◆ DO THIS: Output all lines exactly, with nothing added or dropped.

◆ DATA:
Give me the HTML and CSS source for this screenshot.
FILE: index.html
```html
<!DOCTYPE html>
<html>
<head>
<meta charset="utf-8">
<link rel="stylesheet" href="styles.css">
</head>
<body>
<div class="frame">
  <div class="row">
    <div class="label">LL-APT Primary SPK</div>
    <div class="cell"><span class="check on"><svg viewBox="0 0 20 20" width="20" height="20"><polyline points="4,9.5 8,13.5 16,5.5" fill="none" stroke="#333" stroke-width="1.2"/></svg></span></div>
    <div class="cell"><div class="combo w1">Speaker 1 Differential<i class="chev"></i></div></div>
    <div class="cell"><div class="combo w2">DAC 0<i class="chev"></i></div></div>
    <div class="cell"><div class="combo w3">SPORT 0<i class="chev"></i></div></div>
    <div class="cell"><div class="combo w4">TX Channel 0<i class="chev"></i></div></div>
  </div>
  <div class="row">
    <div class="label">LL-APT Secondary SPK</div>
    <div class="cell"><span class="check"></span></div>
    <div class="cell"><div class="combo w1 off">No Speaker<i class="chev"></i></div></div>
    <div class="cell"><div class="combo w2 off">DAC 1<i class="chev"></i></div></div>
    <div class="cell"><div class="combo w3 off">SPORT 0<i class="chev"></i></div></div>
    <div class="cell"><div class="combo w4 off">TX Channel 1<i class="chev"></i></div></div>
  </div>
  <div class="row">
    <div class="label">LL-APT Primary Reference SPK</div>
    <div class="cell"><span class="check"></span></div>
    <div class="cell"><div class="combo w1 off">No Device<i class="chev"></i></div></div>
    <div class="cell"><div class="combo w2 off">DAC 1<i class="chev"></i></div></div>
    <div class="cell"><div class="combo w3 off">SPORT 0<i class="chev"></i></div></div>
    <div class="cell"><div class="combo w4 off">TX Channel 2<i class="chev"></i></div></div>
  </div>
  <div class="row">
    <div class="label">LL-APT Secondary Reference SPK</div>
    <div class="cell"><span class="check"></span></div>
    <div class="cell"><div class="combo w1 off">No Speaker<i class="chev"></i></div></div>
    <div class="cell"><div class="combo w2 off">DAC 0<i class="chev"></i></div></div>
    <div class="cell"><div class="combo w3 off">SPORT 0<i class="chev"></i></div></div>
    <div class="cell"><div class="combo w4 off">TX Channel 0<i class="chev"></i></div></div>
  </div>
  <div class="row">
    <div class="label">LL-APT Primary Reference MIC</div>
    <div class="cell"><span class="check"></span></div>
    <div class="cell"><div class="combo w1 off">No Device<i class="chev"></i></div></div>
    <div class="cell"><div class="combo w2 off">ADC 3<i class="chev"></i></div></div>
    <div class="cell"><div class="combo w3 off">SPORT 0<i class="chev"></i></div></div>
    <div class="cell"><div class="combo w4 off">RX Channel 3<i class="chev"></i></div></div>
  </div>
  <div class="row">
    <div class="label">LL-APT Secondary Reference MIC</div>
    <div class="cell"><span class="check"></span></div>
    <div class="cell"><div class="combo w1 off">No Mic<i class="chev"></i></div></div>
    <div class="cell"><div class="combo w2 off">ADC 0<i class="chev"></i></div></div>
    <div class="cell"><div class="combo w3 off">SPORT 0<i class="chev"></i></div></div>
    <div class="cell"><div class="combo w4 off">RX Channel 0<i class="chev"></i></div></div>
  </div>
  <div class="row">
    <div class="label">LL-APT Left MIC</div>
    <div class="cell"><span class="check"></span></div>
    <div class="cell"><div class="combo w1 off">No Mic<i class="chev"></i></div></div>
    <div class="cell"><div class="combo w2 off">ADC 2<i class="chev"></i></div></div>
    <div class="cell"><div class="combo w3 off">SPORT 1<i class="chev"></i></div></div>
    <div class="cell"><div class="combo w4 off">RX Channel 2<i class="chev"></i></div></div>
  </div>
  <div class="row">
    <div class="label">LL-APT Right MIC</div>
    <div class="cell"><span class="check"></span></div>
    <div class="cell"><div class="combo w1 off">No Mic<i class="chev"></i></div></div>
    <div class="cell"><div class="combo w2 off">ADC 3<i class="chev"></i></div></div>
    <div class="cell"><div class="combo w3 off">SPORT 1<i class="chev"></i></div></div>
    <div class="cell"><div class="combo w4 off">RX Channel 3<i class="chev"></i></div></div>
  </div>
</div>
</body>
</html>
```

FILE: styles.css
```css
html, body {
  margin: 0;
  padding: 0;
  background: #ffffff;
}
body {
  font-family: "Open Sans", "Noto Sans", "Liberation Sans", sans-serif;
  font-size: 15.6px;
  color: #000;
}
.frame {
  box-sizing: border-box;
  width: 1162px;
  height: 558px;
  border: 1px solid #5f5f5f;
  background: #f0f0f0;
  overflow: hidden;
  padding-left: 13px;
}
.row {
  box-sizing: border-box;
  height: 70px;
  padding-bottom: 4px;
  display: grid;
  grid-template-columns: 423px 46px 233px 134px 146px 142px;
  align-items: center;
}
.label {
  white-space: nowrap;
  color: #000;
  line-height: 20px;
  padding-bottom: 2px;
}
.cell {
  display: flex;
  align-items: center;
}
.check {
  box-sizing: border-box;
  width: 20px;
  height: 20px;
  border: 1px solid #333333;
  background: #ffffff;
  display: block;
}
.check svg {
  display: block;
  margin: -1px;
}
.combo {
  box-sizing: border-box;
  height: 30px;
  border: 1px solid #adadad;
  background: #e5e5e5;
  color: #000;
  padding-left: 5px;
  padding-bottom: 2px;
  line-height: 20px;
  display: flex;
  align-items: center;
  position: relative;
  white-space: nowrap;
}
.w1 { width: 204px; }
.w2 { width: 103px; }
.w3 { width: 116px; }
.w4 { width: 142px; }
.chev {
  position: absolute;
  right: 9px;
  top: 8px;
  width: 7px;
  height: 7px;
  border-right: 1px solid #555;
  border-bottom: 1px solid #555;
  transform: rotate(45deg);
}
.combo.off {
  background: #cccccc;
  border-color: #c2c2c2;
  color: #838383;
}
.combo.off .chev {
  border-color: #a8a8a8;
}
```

◆ EXERCISE RESULT:
Give me the HTML and CSS source for this screenshot.
FILE: index.html
```html
<!DOCTYPE html>
<html>
<head>
<meta charset="utf-8">
<link rel="stylesheet" href="styles.css">
</head>
<body>
<div class="frame">
  <div class="row">
    <div class="label">LL-APT Primary SPK</div>
    <div class="cell"><span class="check on"><svg viewBox="0 0 20 20" width="20" height="20"><polyline points="4,9.5 8,13.5 16,5.5" fill="none" stroke="#333" stroke-width="1.2"/></svg></span></div>
    <div class="cell"><div class="combo w1">Speaker 1 Differential<i class="chev"></i></div></div>
    <div class="cell"><div class="combo w2">DAC 0<i class="chev"></i></div></div>
    <div class="cell"><div class="combo w3">SPORT 0<i class="chev"></i></div></div>
    <div class="cell"><div class="combo w4">TX Channel 0<i class="chev"></i></div></div>
  </div>
  <div class="row">
    <div class="label">LL-APT Secondary SPK</div>
    <div class="cell"><span class="check"></span></div>
    <div class="cell"><div class="combo w1 off">No Speaker<i class="chev"></i></div></div>
    <div class="cell"><div class="combo w2 off">DAC 1<i class="chev"></i></div></div>
    <div class="cell"><div class="combo w3 off">SPORT 0<i class="chev"></i></div></div>
    <div class="cell"><div class="combo w4 off">TX Channel 1<i class="chev"></i></div></div>
  </div>
  <div class="row">
    <div class="label">LL-APT Primary Reference SPK</div>
    <div class="cell"><span class="check"></span></div>
    <div class="cell"><div class="combo w1 off">No Device<i class="chev"></i></div></div>
    <div class="cell"><div class="combo w2 off">DAC 1<i class="chev"></i></div></div>
    <div class="cell"><div class="combo w3 off">SPORT 0<i class="chev"></i></div></div>
    <div class="cell"><div class="combo w4 off">TX Channel 2<i class="chev"></i></div></div>
  </div>
  <div class="row">
    <div class="label">LL-APT Secondary Reference SPK</div>
    <div class="cell"><span class="check"></span></div>
    <div class="cell"><div class="combo w1 off">No Speaker<i class="chev"></i></div></div>
    <div class="cell"><div class="combo w2 off">DAC 0<i class="chev"></i></div></div>
    <div class="cell"><div class="combo w3 off">SPORT 0<i class="chev"></i></div></div>
    <div class="cell"><div class="combo w4 off">TX Channel 0<i class="chev"></i></div></div>
  </div>
  <div class="row">
    <div class="label">LL-APT Primary Reference MIC</div>
    <div class="cell"><span class="check"></span></div>
    <div class="cell"><div class="combo w1 off">No Device<i class="chev"></i></div></div>
    <div class="cell"><div class="combo w2 off">ADC 3<i class="chev"></i></div></div>
    <div class="cell"><div class="combo w3 off">SPORT 0<i class="chev"></i></div></div>
    <div class="cell"><div class="combo w4 off">RX Channel 3<i class="chev"></i></div></div>
  </div>
  <div class="row">
    <div class="label">LL-APT Secondary Reference MIC</div>
    <div class="cell"><span class="check"></span></div>
    <div class="cell"><div class="combo w1 off">No Mic<i class="chev"></i></div></div>
    <div class="cell"><div class="combo w2 off">ADC 0<i class="chev"></i></div></div>
    <div class="cell"><div class="combo w3 off">SPORT 0<i class="chev"></i></div></div>
    <div class="cell"><div class="combo w4 off">RX Channel 0<i class="chev"></i></div></div>
  </div>
  <div class="row">
    <div class="label">LL-APT Left MIC</div>
    <div class="cell"><span class="check"></span></div>
    <div class="cell"><div class="combo w1 off">No Mic<i class="chev"></i></div></div>
    <div class="cell"><div class="combo w2 off">ADC 2<i class="chev"></i></div></div>
    <div class="cell"><div class="combo w3 off">SPORT 1<i class="chev"></i></div></div>
    <div class="cell"><div class="combo w4 off">RX Channel 2<i class="chev"></i></div></div>
  </div>
  <div class="row">
    <div class="label">LL-APT Right MIC</div>
    <div class="cell"><span class="check"></span></div>
    <div class="cell"><div class="combo w1 off">No Mic<i class="chev"></i></div></div>
    <div class="cell"><div class="combo w2 off">ADC 3<i class="chev"></i></div></div>
    <div class="cell"><div class="combo w3 off">SPORT 1<i class="chev"></i></div></div>
    <div class="cell"><div class="combo w4 off">RX Channel 3<i class="chev"></i></div></div>
  </div>
</div>
</body>
</html>
```

FILE: styles.css
```css
html, body {
  margin: 0;
  padding: 0;
  background: #ffffff;
}
body {
  font-family: "Open Sans", "Noto Sans", "Liberation Sans", sans-serif;
  font-size: 15.6px;
  color: #000;
}
.frame {
  box-sizing: border-box;
  width: 1162px;
  height: 558px;
  border: 1px solid #5f5f5f;
  background: #f0f0f0;
  overflow: hidden;
  padding-left: 13px;
}
.row {
  box-sizing: border-box;
  height: 70px;
  padding-bottom: 4px;
  display: grid;
  grid-template-columns: 423px 46px 233px 134px 146px 142px;
  align-items: center;
}
.label {
  white-space: nowrap;
  color: #000;
  line-height: 20px;
  padding-bottom: 2px;
}
.cell {
  display: flex;
  align-items: center;
}
.check {
  box-sizing: border-box;
  width: 20px;
  height: 20px;
  border: 1px solid #333333;
  background: #ffffff;
  display: block;
}
.check svg {
  display: block;
  margin: -1px;
}
.combo {
  box-sizing: border-box;
  height: 30px;
  border: 1px solid #adadad;
  background: #e5e5e5;
  color: #000;
  padding-left: 5px;
  padding-bottom: 2px;
  line-height: 20px;
  display: flex;
  align-items: center;
  position: relative;
  white-space: nowrap;
}
.w1 { width: 204px; }
.w2 { width: 103px; }
.w3 { width: 116px; }
.w4 { width: 142px; }
.chev {
  position: absolute;
  right: 9px;
  top: 8px;
  width: 7px;
  height: 7px;
  border-right: 1px solid #555;
  border-bottom: 1px solid #555;
  transform: rotate(45deg);
}
.combo.off {
  background: #cccccc;
  border-color: #c2c2c2;
  color: #838383;
}
.combo.off .chev {
  border-color: #a8a8a8;
}
```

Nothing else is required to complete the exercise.